Prompt: Quote the data exactly, first line to the line containing "useState, type ReactNode", with no pictures.

Data provided:
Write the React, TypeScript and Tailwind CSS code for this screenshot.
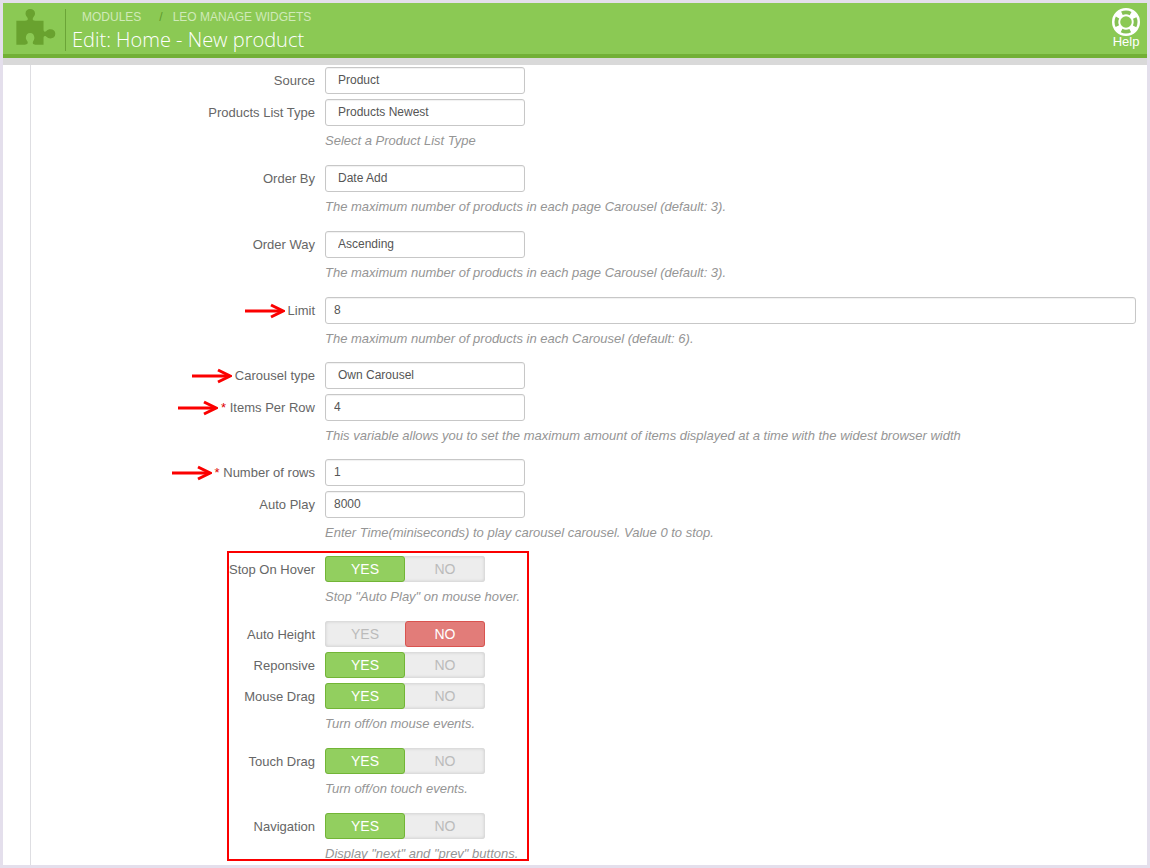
import { useState, type ReactNode } from 'react';

function PuzzleIcon() {
  return (
    <svg className="h-9 w-10 shrink-0" viewBox="0 0 120 110" fill="#69a22f" aria-hidden="true">
      <path d="M0 36 H26 C34 36 37 33 34 27 C30 22 28 18 28 14 C28 5 34 0 42 0 C51 0 57 5 57 14 C57 18 55 22 51 27 C48 33 51 36 58 36 H83 V62 C83 69 86 71 91 68 C95 64 99 62 104 62 C113 62 119 67 119 76 C119 85 113 90 104 90 C99 90 95 88 91 84 C86 81 83 83 83 90 V109 H58 C50 108 49 104 51 99 C54 95 55 92 55 88 C55 79 50 73 42 73 C34 73 29 79 29 88 C29 92 31 95 34 99 C36 104 34 108 26 109 H0 Z" />
    </svg>
  );
}

function LifebuoyIcon() {
  return (
    <svg className="size-7" viewBox="0 0 28 28" fill="none" aria-hidden="true">
      <circle cx="14" cy="14" r="9.9" stroke="#fff" strokeWidth="8.2" />
      <circle cx="14" cy="14" r="9.6" stroke="#85c154" strokeWidth="3.8" strokeDasharray="9 6.08" strokeDashoffset="4.5" />
    </svg>
  );
}

function Arrow() {
  return (
    <svg className="h-4 w-10 shrink-0" viewBox="0 0 40 16" fill="none" stroke="#fb0000" strokeWidth="3" aria-hidden="true">
      <path d="M0 8H37" />
      <path d="M26 2L38 8L26 14" />
    </svg>
  );
}

type RowProps = {
  id: string;
  label: string;
  arrow?: boolean;
  required?: boolean;
  hint?: string;
  hintClass?: string;
  children: ReactNode;
};

function Row({ id, label, arrow, required, hint, hintClass = 'mb-[9px]', children }: RowProps) {
  return (
    <div className="flex gap-2.5">
      <div className="flex h-[26px] w-[284px] shrink-0 items-center justify-end gap-[3px] pt-0.5">
        {arrow && <Arrow />}
        <label id={`${id}-label`} htmlFor={id} className="whitespace-nowrap">
          {required && <span className="text-[#e00000]">* </span>}
          {label}
        </label>
      </div>
      <div className="min-w-0 flex-1">
        {children}
        {hint && <p className={`mt-1.5 leading-[18px] whitespace-nowrap text-[#959595] italic ${hintClass}`}>{hint}</p>}
      </div>
    </div>
  );
}

const boxClass =
  'block h-[27px] appearance-none rounded-[3px] border border-[#c7c7c7] bg-white pb-0.5 text-xs text-[#555] outline-none shadow-[inset_0_1px_1px_rgba(0,0,0,0.06)]';

function SelectRow({ options, ...row }: Omit<RowProps, 'children'> & { options: string[] }) {
  return (
    <Row {...row} hintClass="mb-2.5">
      <select id={row.id} className={`${boxClass} w-[200px] px-3`}>
        {options.map((o) => (
          <option key={o}>{o}</option>
        ))}
      </select>
    </Row>
  );
}

function TextRow({ value, wide, ...row }: Omit<RowProps, 'children'> & { value: string; wide?: boolean }) {
  return (
    <Row {...row}>
      <input id={row.id} type="text" defaultValue={value} className={`${boxClass} ${wide ? 'w-full' : 'w-[200px]'} px-2`} />
    </Row>
  );
}

function SwitchRow({ initial = true, ...row }: Omit<RowProps, 'children'> & { initial?: boolean }) {
  const [on, setOn] = useState(initial);
  const half = 'relative flex flex-1 cursor-pointer items-center justify-center rounded-[3px] border';
  return (
    <Row {...row} hintClass={row.hintClass ?? 'mb-2.5'}>
      <div
        role="radiogroup"
        aria-labelledby={`${row.id}-label`}
        className="flex h-[26px] w-40 rounded-[3px] bg-[#ededed] text-sm text-[#bbb] shadow-[inset_0_0_3px_1px_#d2d2d2]"
      >
        <label className={`${half} ${on ? 'border-[#72b536] bg-[#92cf5f] text-white' : 'border-transparent'}`}>
          <input id={row.id} type="radio" name={row.id} checked={on} onChange={() => setOn(true)} className="sr-only" />
          YES
        </label>
        <label className={`${half} ${on ? 'border-transparent' : 'border-[#d9534f] bg-[#e27c79] text-white'}`}>
          <input type="radio" name={row.id} checked={!on} onChange={() => setOn(false)} className="sr-only" />
          NO
        </label>
      </div>
    </Row>
  );
}

const PER_PAGE = 'The maximum number of products in each page Carousel (default: 3).';

export default function App() {
  return (
    <div className="flex min-h-screen flex-col border-[3px] border-[#e4dfec] bg-white font-['Liberation_Sans',Arial,sans-serif] text-[13px] text-[#666]">
      <header className="flex h-[55px] items-start border-b-4 border-[#72b036] bg-[#8bc954] pr-[7px] pl-[13px]">
        <div className="pt-1.5">
          <PuzzleIcon />
        </div>
        <div className="mt-1.5 ml-[9px] h-[42px] border-l border-[#6ba437] pl-1.5">
          <nav aria-label="Breadcrumb" className="flex pl-2.5 text-xs leading-4 text-[#d0eab9]">
            <a href="#modules">MODULES</a>
            <span className="mr-2.5 ml-[18px] text-[#5f9a2d]">/</span>
            <a href="#widgets">LEO MANAGE WIDGETS</a>
          </nav>
          <h1 className="font-['Open_Sans',sans-serif] text-xl leading-[30px] font-light text-white">Edit: Home - New product</h1>
        </div>
        <a href="#help" className="mt-[5px] ml-auto flex flex-col items-center text-[13px] leading-3 text-white">
          <LifebuoyIcon />
          Help
        </a>
      </header>
      <div className="h-[7px] bg-[#d9d9d9]" />
      <main className="ml-[27px] flex-1 border-l border-[#dedee2] pt-0.5 pr-[11px]">
        <form className="flex flex-col gap-[5px]">
          <SelectRow id="source" label="Source" options={['Product']} />
          <SelectRow id="list-type" label="Products List Type" options={['Products Newest']} hint="Select a Product List Type" />
          <SelectRow id="order-by" label="Order By" options={['Date Add']} hint={PER_PAGE} />
          <SelectRow id="order-way" label="Order Way" options={['Ascending']} hint={PER_PAGE} />
          <TextRow id="limit" label="Limit" arrow wide value="8" hint="The maximum number of products in each Carousel (default: 6)." />
          <SelectRow id="carousel-type" label="Carousel type" arrow options={['Own Carousel']} />
          <TextRow
            id="items"
            label="Items Per Row"
            arrow
            required
            value="4"
            hint="This variable allows you to set the maximum amount of items displayed at a time with the widest browser width"
          />
          <TextRow id="rows" label="Number of rows" arrow required value="1" />
          <TextRow id="auto-play" label="Auto Play" value="8000" hint="Enter Time(miniseconds) to play carousel carousel. Value 0 to stop." />
          <section className="relative flex flex-col gap-[5px]">
            <SwitchRow id="hover" label="Stop On Hover" hint={'Stop "Auto Play" on mouse hover.'} />
            <SwitchRow id="auto-height" label="Auto Height" initial={false} />
            <SwitchRow id="responsive" label="Reponsive" />
            <SwitchRow id="mouse-drag" label="Mouse Drag" hint="Turn off/on mouse events." />
            <SwitchRow id="touch-drag" label="Touch Drag" hint="Turn off/on touch events." />
            <SwitchRow id="navigation" label="Navigation" hint={'Display "next" and "prev" buttons.'} hintClass="mb-0" />
            <div className="pointer-events-none absolute -top-[5px] bottom-0.5 left-[196px] w-[302px] border-2 border-[#fb0000]" />
          </section>
        </form>
      </main>
    </div>
  );
}
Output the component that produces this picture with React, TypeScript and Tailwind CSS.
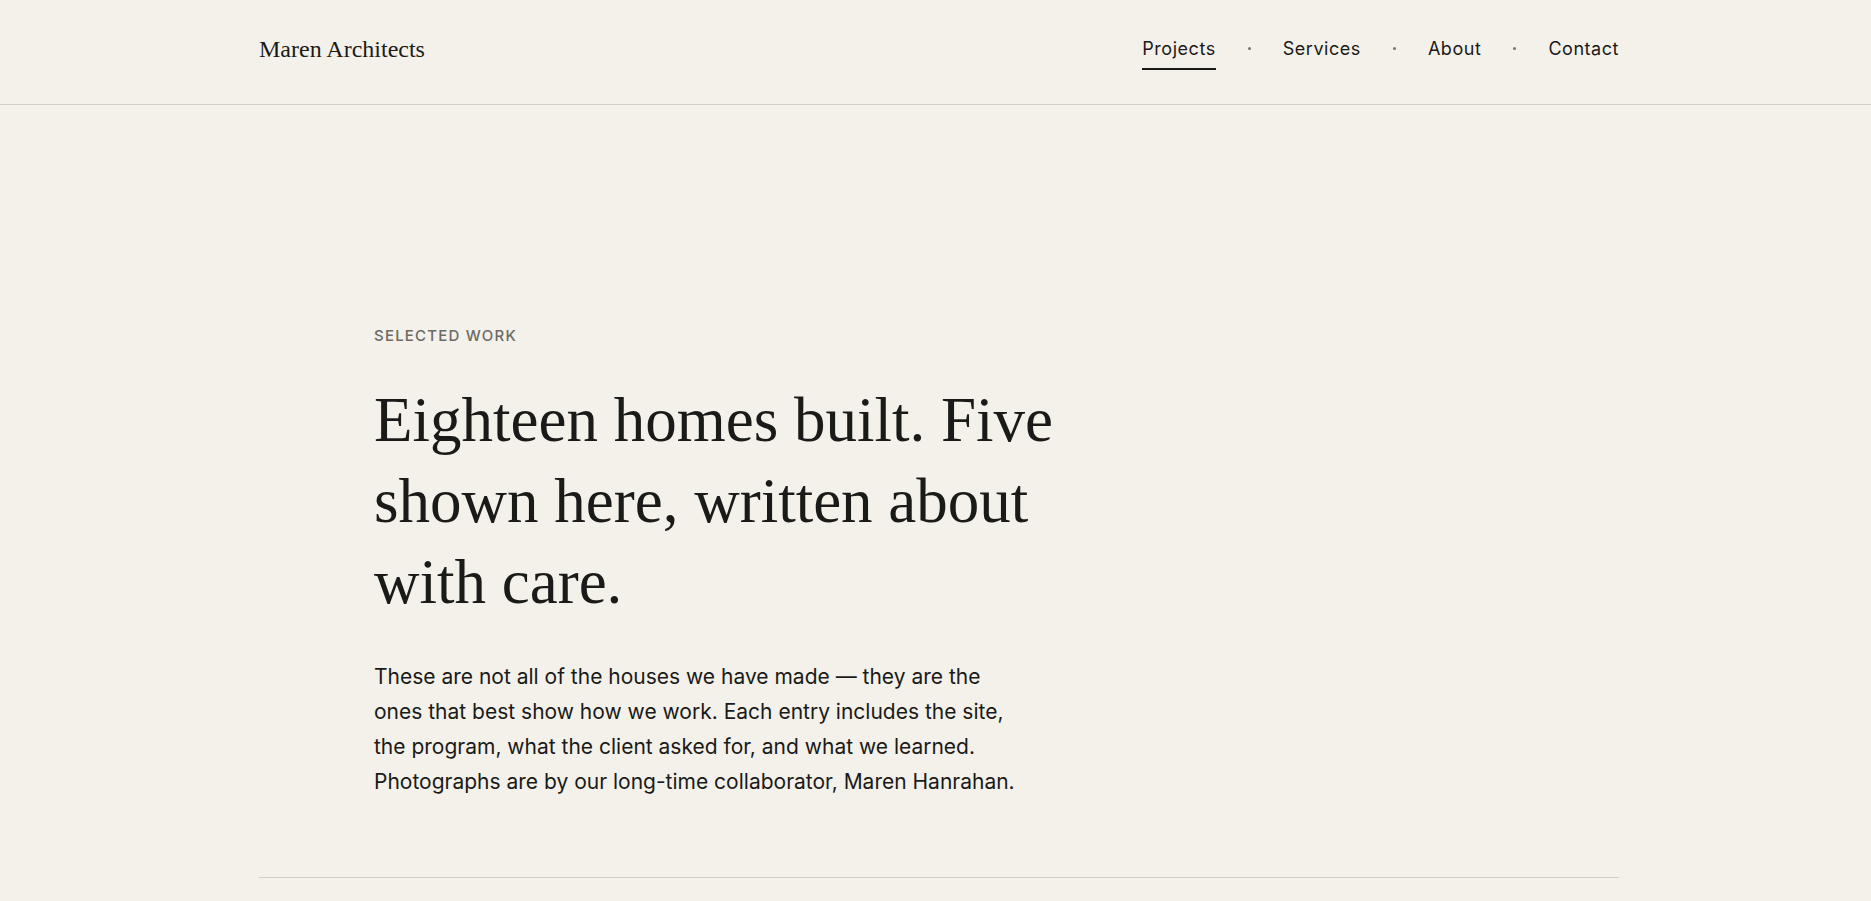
import { Fragment } from "react";

const links = ["Projects", "Services", "About", "Contact"];

export default function App() {
  return (
    <div className="min-h-screen bg-[#f4f1ea] font-['Inter',sans-serif] text-[#1a1a18]">
      <header className="border-b border-[#d2cfc8] pl-[7px]">
        <div className="mx-auto flex h-[104px] max-w-[1360px] items-start justify-between pt-[33px]">
          <a href="#home" className="font-['Liberation_Serif',serif] text-[24px] leading-8 whitespace-nowrap">
            Maren Architects
          </a>
          <nav aria-label="Main" className="flex items-start">
            {links.map((label, i) => (
              <Fragment key={label}>
                {i > 0 && (
                  <span aria-hidden="true" className="mx-8 mt-[14px] size-[3px] rounded-full bg-[#77756f]" />
                )}
                <a
                  href={`#${label.toLowerCase()}`}
                  aria-current={i === 0 ? "page" : undefined}
                  className={
                    i === 0
                      ? "border-b-2 border-[#1a1a18] pb-[3px] text-[18px] leading-8 tracking-[0.03em]"
                      : "pb-[3px] text-[18px] leading-8 tracking-[0.03em]"
                  }
                >
                  {label}
                </a>
              </Fragment>
            ))}
          </nav>
        </div>
      </header>
      <main className="pl-[7px]">
        <section className="mx-auto max-w-[1360px] border-b border-[#d2cfc8] pt-[219px] pb-[78px] pl-[115px]">
          <p className="text-[15px] leading-6 font-medium tracking-[0.08em] text-[#6b6a64] uppercase">Selected work</p>
          <h1 className="mt-8 max-w-[700px] font-['Liberation_Serif',serif] text-[63px] leading-[81px]">
            Eighteen homes built. Five shown here, written about with care.
          </h1>
          <p className="mt-9 max-w-[652px] text-[21px] leading-[35px]">
            These are not all of the houses we have made — they are the ones that best show how we work. Each entry
            includes the site, the program, what the client asked for, and what we learned. Photographs are by our
            long-time collaborator, Maren Hanrahan.
          </p>
        </section>
      </main>
    </div>
  );
}
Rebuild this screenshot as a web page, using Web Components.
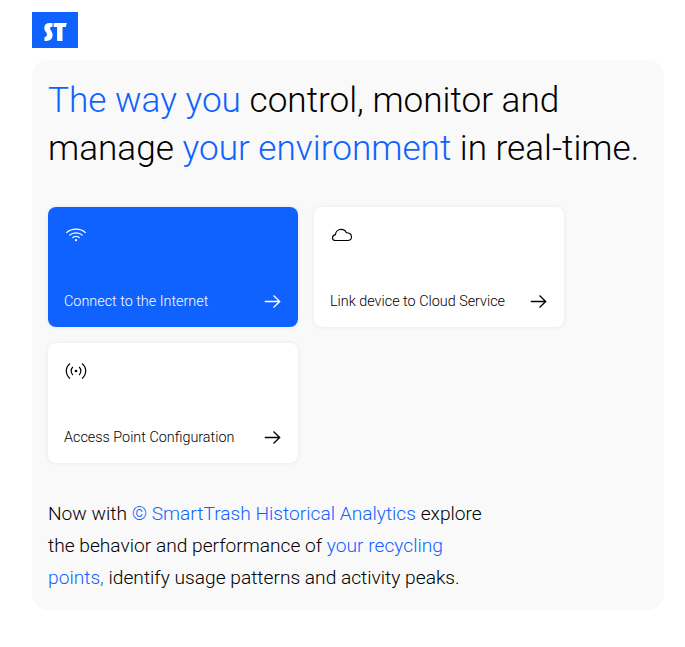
<!DOCTYPE html>
<html lang="en"><head><meta charset="utf-8"><title>SmartTrash</title>
<style>body{margin:0;background:#fff;color:#000;font-family:Roboto,"Liberation Sans",sans-serif}</style></head><body>
<st-app></st-app>
<script>
const define=(name,html)=>{const t=document.createElement('template');t.innerHTML=html;
customElements.define(name,class extends HTMLElement{constructor(){super();this.attachShadow({mode:'open'}).append(t.content.cloneNode(true));}});};
define('st-logo',`<style>:host{display:block;width:46px;height:36px}svg{display:block}</style>
<svg width="46" height="36" viewBox="0 0 46 36"><path fill="#0f62fe" d="M0 0h46v36H0z"/><path fill="#fff" d="M20.500 11h-2.900c-3.300 0-5.300 1.800-5.300 4.700 0 2 .8 3.300 2 4.800 1.200 1.500.9 3.900-1.200 4.400l-.6.200v3.900h1.800c3.800 0 6.300-2.200 6.300-5.700 0-2.300-.8-3.800-2-5.300-1.200-1.600-.5-2.900 1-3.200l.9-.2zM21.600 11h13.200l-1 3.900h-3.300V29h-5.400V14.900h-3.500z"/></svg>`);
define('st-arrow',`<style>:host{display:block;width:20px;height:20px}svg{display:block}</style><svg width="20" height="20" viewBox="0 0 20 20" fill="none" stroke="currentColor" stroke-width="1.300"><path d="M2.800 10.500h14.900M11.500 4.500l6.200 6-6.200 6"/></svg>`);
define('st-card',`<style>:host{box-sizing:border-box;display:flex;flex-direction:column;justify-content:space-between;height:120px;padding:16px;border-radius:8px;background:#fff;box-shadow:0 0 5px rgba(0,0,0,.07)}:host([active]){background:#0f62fe;color:#fff}.row{display:flex;align-items:center;justify-content:space-between;height:20px;font-size:14.39px;font-weight:300}::slotted(svg){display:block;width:24px;height:24px}</style><slot name="icon"></slot><div class="row"><span><slot></slot></span><st-arrow></st-arrow></div>`);
define('st-app',`<style>:host{display:block;padding:12px 21px 0 32px}main{box-sizing:border-box;height:550px;margin-top:12px;padding:16px;border-radius:16px;background:#f9f9f9}h1{margin:0;font-size:35.16px;line-height:48px;font-weight:300;white-space:nowrap}b{font-weight:inherit;color:#0f62fe}.grid{display:grid;grid-template-columns:250px 250px;gap:16px;margin-top:35px}p{margin:35px 0 0;font-size:19.18px;line-height:32px;font-weight:300;white-space:nowrap}</style>
<st-logo></st-logo><main><h1><b>The way you</b> control, monitor and<br>manage <b>your environment</b> in real-time.</h1>
<div class="grid"><st-card active><svg slot="icon" viewBox="0 0 24 24" fill="none" stroke="currentColor" stroke-width="1.100"><path d="M2.300 9.800a14 13 0 0 1 19.400 0M5.300 12.300a10 9.500 0 0 1 13.400 0M8.300 14.800a6 6 0 0 1 7.400 0"/><circle cx="12" cy="17.200" r="1.100" fill="currentColor" stroke="none"/></svg>Connect to the Internet</st-card>
<st-card><svg slot="icon" viewBox="0 0 24 24" fill="none" stroke="currentColor" stroke-width="1.100"><path d="M5.500 17.500H17.500C20 17.500 21.500 15.900 21.500 13.700C21.500 11.200 19.200 9.500 16.300 9.700C15.500 7.500 13.600 6.400 11.200 6.400C8 6.400 5.600 8.700 5.500 11.600C3.600 12 2.500 13.100 2.500 14.700C2.500 16.400 3.800 17.500 5.500 17.500z"/></svg>Link device to Cloud Service</st-card>
<st-card><svg slot="icon" viewBox="0 0 24 24" fill="none" stroke="currentColor" stroke-width="1.200"><path d="M6 4.500a9.500 9.500 0 0 0 0 15M18 4.500a9.500 9.500 0 0 1 0 15M8.900 8a5.500 5.500 0 0 0 0 8M15.100 8a5.500 5.500 0 0 1 0 8"/><circle cx="12" cy="12" r="1.300" fill="currentColor" stroke="none"/></svg>Access Point Configuration</st-card></div>
<p>Now with <b>© SmartTrash Historical Analytics</b> explore<br>the behavior and performance of <b>your recycling</b><br><b>points,</b> identify usage patterns and activity peaks.</p></main>`);
</script></body></html>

Task response:
Write the React, TypeScript and Tailwind CSS code for this screenshot.
import { useState, type ReactNode } from 'react';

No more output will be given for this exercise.